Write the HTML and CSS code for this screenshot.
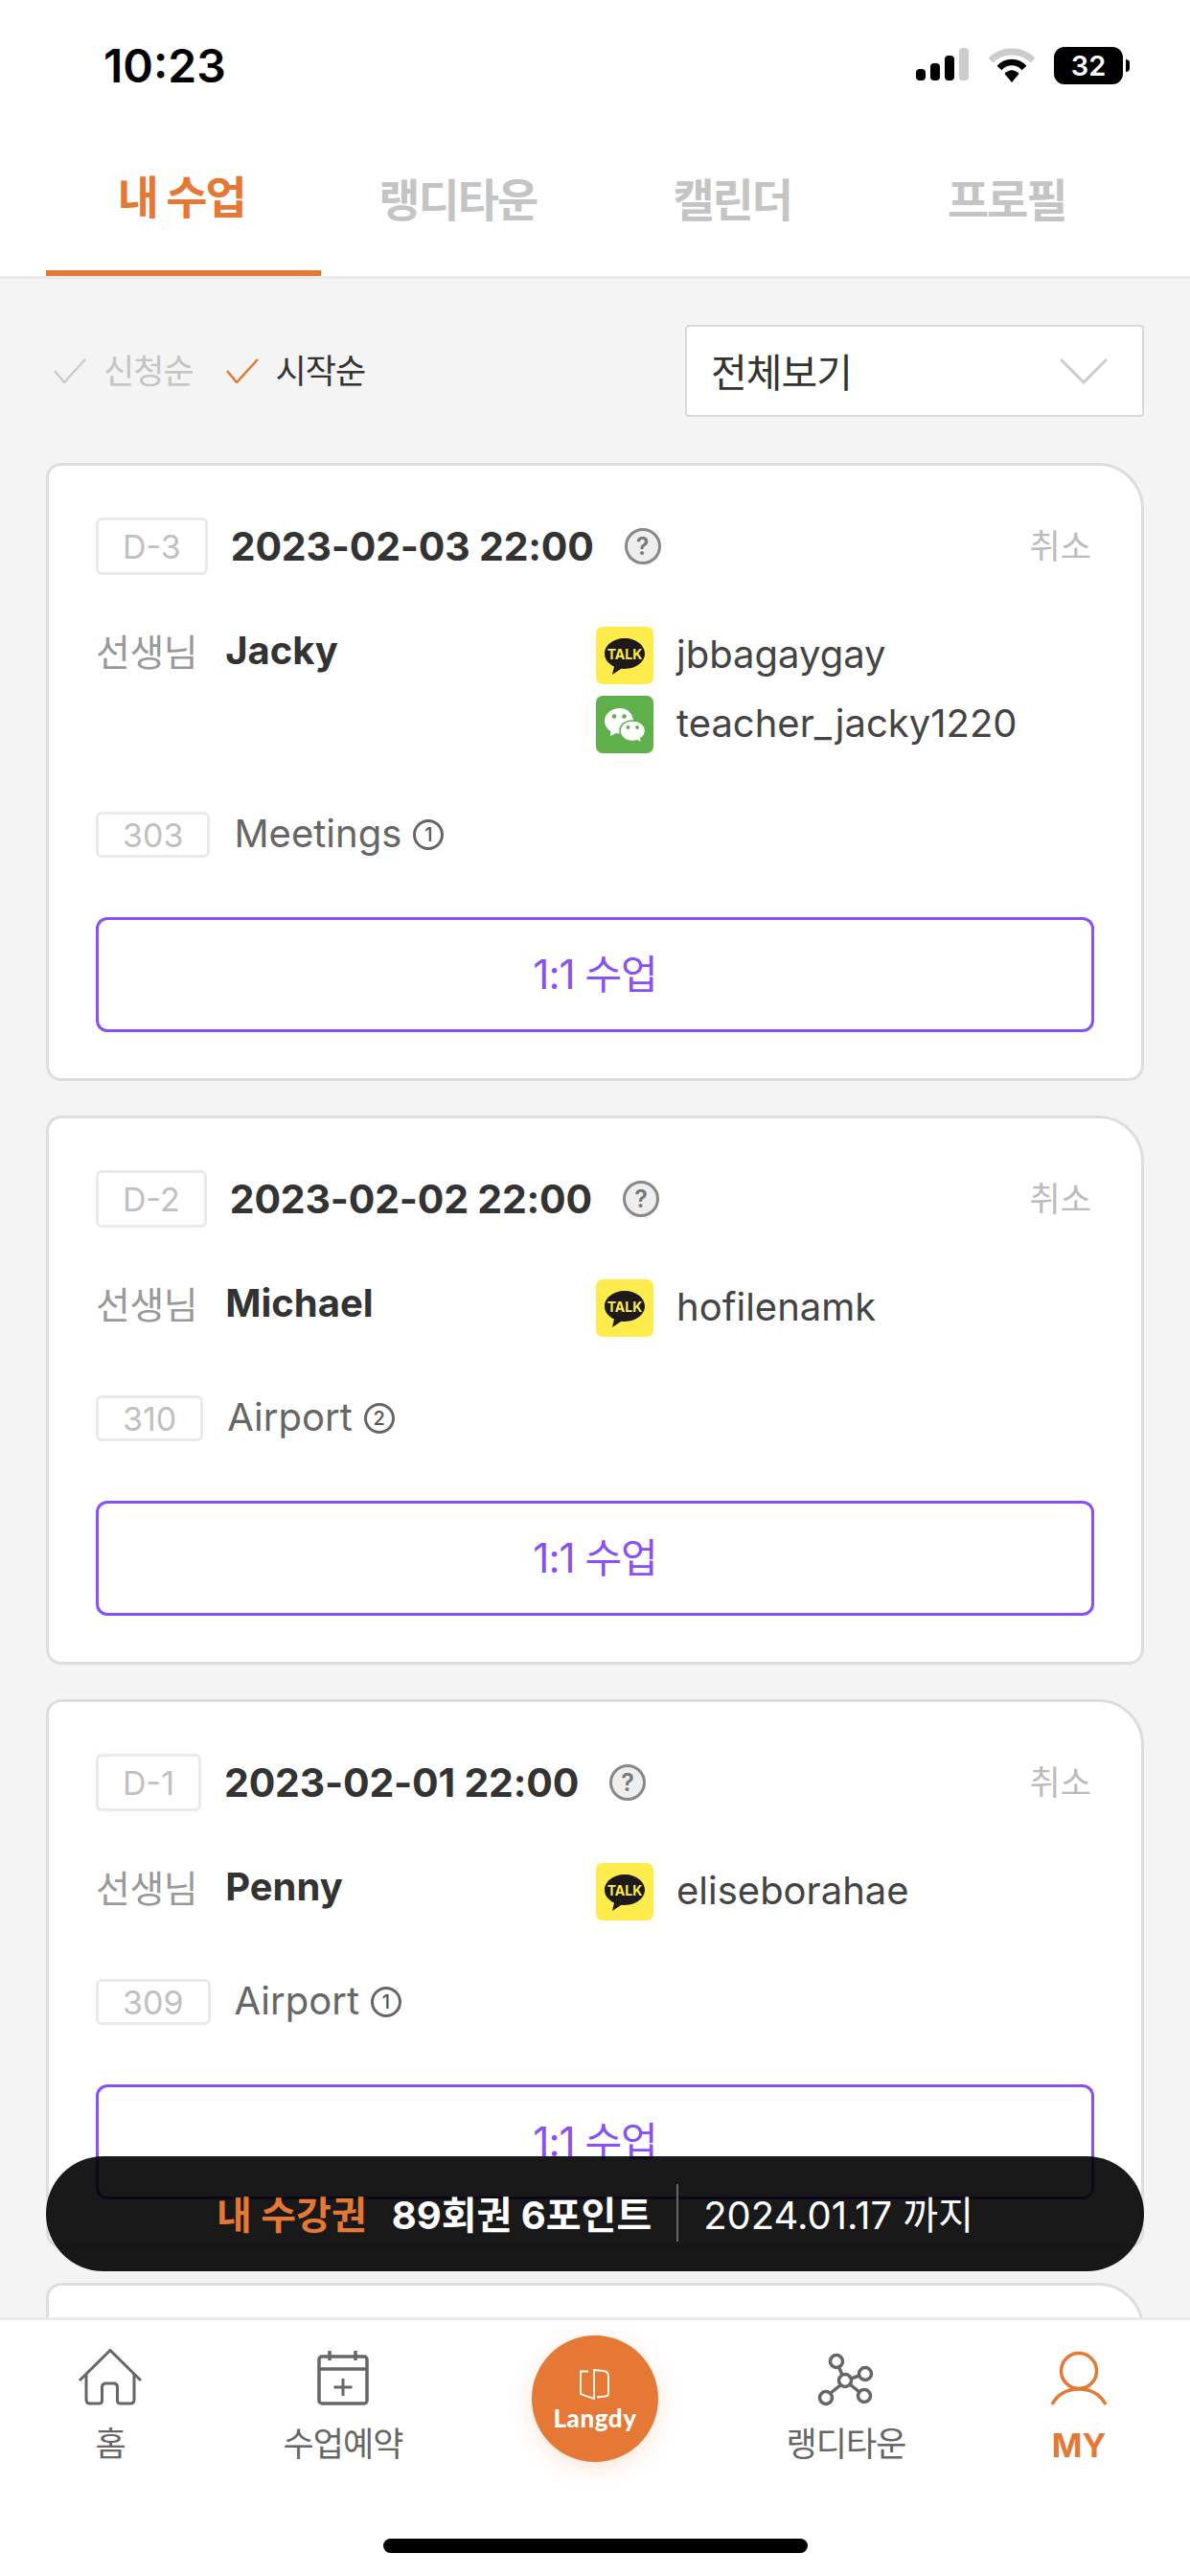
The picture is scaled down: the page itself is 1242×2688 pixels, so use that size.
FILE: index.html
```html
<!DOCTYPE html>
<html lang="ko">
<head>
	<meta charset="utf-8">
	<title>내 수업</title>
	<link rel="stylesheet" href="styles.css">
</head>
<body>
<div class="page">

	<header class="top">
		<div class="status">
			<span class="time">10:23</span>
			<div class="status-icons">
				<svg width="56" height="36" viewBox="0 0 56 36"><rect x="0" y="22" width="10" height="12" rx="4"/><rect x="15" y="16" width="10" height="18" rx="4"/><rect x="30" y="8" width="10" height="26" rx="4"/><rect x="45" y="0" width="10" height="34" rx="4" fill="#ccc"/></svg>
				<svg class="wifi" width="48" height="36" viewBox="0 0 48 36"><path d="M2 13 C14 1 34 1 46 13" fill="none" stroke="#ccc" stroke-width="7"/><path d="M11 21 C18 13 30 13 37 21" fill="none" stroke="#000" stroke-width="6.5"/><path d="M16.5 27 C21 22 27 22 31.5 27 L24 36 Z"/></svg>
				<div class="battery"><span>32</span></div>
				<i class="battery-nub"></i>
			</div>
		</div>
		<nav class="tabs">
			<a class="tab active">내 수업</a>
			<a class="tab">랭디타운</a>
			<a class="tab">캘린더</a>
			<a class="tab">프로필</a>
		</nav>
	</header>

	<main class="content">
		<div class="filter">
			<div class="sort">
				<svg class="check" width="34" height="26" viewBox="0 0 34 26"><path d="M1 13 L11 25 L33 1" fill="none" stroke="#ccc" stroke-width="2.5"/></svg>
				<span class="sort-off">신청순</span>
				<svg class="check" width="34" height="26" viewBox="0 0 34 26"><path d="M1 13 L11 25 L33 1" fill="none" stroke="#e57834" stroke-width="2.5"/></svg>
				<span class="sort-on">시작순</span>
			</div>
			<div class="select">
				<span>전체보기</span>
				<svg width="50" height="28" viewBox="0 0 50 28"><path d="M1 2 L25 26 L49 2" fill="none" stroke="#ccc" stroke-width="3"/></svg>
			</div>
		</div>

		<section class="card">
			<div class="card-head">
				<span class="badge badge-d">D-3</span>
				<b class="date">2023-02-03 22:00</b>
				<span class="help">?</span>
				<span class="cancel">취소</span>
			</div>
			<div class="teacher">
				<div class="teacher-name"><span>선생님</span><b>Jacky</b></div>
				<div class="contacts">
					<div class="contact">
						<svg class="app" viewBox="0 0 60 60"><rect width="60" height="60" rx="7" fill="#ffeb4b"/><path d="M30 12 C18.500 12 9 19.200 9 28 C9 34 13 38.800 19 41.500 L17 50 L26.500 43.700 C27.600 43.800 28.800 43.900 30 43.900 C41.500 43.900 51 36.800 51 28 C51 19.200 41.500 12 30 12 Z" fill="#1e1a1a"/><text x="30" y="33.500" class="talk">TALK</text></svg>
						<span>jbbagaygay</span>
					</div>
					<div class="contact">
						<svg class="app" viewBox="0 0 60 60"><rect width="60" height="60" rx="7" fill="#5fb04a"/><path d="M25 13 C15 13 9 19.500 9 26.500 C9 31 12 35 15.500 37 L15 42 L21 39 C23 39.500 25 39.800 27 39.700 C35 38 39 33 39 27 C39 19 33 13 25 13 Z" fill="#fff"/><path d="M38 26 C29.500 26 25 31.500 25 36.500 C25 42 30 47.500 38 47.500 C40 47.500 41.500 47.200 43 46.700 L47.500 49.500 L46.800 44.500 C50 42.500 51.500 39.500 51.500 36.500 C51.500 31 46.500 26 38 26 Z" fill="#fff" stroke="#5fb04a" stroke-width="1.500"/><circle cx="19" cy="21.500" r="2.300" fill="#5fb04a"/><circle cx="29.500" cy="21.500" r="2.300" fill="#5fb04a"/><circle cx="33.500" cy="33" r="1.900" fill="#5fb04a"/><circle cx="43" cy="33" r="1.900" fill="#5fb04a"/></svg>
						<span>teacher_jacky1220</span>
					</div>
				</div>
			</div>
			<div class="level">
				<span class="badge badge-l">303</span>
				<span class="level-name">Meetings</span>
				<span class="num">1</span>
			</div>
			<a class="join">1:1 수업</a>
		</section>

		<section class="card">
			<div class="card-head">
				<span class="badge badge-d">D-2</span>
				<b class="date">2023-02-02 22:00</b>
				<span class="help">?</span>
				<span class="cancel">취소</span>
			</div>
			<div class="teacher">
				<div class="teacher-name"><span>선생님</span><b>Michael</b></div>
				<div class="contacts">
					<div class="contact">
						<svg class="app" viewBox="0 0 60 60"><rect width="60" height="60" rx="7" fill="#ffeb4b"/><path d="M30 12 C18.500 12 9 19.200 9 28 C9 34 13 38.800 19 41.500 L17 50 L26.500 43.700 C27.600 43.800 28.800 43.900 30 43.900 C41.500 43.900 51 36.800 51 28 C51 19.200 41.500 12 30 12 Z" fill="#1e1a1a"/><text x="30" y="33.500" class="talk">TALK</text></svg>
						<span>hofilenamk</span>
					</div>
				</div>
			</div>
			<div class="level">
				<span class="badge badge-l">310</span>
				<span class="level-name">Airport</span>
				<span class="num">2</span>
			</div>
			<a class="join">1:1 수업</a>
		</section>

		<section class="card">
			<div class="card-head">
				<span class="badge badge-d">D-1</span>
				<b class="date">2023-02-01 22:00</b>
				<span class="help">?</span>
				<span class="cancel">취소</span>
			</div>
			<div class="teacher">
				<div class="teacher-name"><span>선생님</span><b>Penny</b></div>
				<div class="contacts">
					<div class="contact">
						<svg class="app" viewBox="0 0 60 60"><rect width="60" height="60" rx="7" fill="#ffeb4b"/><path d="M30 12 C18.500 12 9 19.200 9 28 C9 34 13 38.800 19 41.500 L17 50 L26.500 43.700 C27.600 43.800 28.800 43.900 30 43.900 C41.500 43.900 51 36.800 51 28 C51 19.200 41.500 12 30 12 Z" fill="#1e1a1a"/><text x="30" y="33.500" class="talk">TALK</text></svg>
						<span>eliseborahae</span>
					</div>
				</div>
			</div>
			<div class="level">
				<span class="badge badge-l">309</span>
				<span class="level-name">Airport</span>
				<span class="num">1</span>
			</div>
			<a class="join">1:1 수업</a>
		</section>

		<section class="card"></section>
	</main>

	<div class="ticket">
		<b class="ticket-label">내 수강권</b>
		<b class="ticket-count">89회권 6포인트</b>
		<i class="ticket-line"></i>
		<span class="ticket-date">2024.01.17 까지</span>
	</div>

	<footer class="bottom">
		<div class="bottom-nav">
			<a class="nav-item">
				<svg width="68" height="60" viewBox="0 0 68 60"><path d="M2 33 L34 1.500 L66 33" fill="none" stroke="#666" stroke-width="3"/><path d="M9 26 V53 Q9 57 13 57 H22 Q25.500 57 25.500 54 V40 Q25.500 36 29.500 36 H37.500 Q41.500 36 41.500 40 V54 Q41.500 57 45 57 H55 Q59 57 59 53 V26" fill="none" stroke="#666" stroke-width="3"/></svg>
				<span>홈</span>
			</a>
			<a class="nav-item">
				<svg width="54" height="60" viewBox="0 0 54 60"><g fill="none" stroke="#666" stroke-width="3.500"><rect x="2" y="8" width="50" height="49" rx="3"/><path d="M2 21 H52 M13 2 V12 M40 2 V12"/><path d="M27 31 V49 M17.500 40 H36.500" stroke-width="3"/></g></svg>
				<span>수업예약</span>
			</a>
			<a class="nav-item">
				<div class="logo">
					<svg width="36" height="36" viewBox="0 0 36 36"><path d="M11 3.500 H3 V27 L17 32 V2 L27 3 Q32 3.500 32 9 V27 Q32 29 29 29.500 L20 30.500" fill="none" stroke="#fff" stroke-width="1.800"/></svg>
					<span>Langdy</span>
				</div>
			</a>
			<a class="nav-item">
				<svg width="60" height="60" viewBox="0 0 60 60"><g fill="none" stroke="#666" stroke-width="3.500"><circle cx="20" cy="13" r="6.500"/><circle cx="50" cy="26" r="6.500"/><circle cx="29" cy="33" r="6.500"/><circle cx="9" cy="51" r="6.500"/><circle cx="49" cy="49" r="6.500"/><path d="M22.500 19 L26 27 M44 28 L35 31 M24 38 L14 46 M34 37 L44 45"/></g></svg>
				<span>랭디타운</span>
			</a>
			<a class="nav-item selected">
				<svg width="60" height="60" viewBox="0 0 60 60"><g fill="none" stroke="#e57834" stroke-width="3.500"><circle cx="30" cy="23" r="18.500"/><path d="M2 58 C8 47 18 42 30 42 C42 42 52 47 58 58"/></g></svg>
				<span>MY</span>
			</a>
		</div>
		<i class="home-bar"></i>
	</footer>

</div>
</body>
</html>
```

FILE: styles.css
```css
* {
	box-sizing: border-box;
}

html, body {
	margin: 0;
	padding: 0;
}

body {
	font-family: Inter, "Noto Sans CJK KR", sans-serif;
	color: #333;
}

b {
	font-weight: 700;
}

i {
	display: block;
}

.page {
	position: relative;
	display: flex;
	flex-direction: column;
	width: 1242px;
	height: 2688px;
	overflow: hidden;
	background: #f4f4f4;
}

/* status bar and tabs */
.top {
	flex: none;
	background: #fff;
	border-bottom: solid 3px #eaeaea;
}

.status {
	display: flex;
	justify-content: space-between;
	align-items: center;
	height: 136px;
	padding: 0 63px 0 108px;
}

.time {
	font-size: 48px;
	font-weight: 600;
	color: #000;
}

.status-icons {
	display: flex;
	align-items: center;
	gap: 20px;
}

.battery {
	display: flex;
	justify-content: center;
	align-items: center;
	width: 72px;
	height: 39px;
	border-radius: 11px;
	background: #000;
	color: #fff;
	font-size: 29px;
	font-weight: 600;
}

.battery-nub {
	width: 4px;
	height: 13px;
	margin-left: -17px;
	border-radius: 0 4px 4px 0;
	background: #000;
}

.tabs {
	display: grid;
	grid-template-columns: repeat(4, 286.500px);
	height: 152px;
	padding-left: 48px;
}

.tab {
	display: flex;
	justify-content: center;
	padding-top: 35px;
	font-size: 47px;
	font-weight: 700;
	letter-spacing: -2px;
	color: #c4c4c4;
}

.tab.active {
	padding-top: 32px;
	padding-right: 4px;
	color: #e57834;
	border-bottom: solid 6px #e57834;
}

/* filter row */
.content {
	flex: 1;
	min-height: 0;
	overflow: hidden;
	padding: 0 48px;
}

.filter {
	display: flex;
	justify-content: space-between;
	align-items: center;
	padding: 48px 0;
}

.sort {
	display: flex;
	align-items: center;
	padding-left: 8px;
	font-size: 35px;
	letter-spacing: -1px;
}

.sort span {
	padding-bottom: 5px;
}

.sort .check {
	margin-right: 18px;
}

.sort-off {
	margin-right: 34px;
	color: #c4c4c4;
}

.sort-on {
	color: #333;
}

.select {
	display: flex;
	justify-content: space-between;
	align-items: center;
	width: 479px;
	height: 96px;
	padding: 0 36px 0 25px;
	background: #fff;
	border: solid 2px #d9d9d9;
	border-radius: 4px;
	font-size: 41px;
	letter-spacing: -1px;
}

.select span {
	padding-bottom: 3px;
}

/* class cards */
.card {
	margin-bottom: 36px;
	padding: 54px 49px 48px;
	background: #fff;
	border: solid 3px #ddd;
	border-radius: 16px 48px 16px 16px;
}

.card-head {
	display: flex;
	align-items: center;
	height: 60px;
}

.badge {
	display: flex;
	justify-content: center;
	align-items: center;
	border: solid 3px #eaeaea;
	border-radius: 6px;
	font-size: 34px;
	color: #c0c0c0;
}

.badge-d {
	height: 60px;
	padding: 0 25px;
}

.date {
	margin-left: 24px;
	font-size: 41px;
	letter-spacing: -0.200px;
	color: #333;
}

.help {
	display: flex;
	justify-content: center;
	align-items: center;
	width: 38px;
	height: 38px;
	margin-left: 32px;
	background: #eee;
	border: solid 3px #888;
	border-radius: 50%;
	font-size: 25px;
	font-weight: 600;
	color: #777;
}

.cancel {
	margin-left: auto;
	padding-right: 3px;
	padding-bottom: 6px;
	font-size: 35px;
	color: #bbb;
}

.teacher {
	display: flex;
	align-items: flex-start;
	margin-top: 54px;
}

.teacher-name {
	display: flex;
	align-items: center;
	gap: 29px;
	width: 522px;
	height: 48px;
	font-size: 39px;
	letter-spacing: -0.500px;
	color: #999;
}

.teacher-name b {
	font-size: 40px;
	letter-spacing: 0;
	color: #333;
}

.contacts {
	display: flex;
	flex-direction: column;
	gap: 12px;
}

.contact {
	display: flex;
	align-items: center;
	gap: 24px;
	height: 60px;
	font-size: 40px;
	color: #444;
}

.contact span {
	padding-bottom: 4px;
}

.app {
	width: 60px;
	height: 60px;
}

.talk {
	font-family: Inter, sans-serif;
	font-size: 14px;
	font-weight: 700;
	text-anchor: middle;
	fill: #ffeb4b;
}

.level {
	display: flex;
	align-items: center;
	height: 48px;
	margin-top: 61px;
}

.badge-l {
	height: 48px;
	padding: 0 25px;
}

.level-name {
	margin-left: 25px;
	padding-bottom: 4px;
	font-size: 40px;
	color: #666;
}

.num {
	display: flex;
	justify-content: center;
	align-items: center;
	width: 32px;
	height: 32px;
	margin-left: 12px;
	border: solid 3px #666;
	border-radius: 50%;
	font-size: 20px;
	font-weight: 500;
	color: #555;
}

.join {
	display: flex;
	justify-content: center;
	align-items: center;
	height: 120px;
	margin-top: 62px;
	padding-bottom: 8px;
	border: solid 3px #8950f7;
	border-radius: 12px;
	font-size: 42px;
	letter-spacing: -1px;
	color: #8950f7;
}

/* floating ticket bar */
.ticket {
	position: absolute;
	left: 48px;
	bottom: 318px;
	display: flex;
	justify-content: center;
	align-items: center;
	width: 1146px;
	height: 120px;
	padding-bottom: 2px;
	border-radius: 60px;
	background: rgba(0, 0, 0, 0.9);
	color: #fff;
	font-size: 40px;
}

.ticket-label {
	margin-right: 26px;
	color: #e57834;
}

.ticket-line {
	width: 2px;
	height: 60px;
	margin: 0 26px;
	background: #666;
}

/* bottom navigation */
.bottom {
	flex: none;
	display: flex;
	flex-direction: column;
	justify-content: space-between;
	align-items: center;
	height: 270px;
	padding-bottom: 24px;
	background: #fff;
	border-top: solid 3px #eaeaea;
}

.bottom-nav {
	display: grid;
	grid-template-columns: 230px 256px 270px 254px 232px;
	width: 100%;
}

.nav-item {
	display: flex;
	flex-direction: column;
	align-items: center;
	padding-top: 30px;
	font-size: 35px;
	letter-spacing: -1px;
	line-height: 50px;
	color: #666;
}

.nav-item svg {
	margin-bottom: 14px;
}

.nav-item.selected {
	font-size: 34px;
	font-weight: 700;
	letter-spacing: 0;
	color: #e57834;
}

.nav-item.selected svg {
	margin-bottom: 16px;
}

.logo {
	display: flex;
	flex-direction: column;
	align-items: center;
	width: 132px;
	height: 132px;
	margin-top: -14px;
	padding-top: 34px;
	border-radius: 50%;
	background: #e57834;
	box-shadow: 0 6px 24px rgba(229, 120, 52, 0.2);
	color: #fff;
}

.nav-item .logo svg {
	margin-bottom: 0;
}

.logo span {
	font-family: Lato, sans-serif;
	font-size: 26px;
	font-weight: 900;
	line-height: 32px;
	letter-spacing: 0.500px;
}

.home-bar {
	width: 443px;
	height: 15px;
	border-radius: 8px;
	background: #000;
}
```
───
▶ _Set exercise_: Check every line in the material above for the string "page", then give only the number of lines that have it.

▶ _Written response_: 3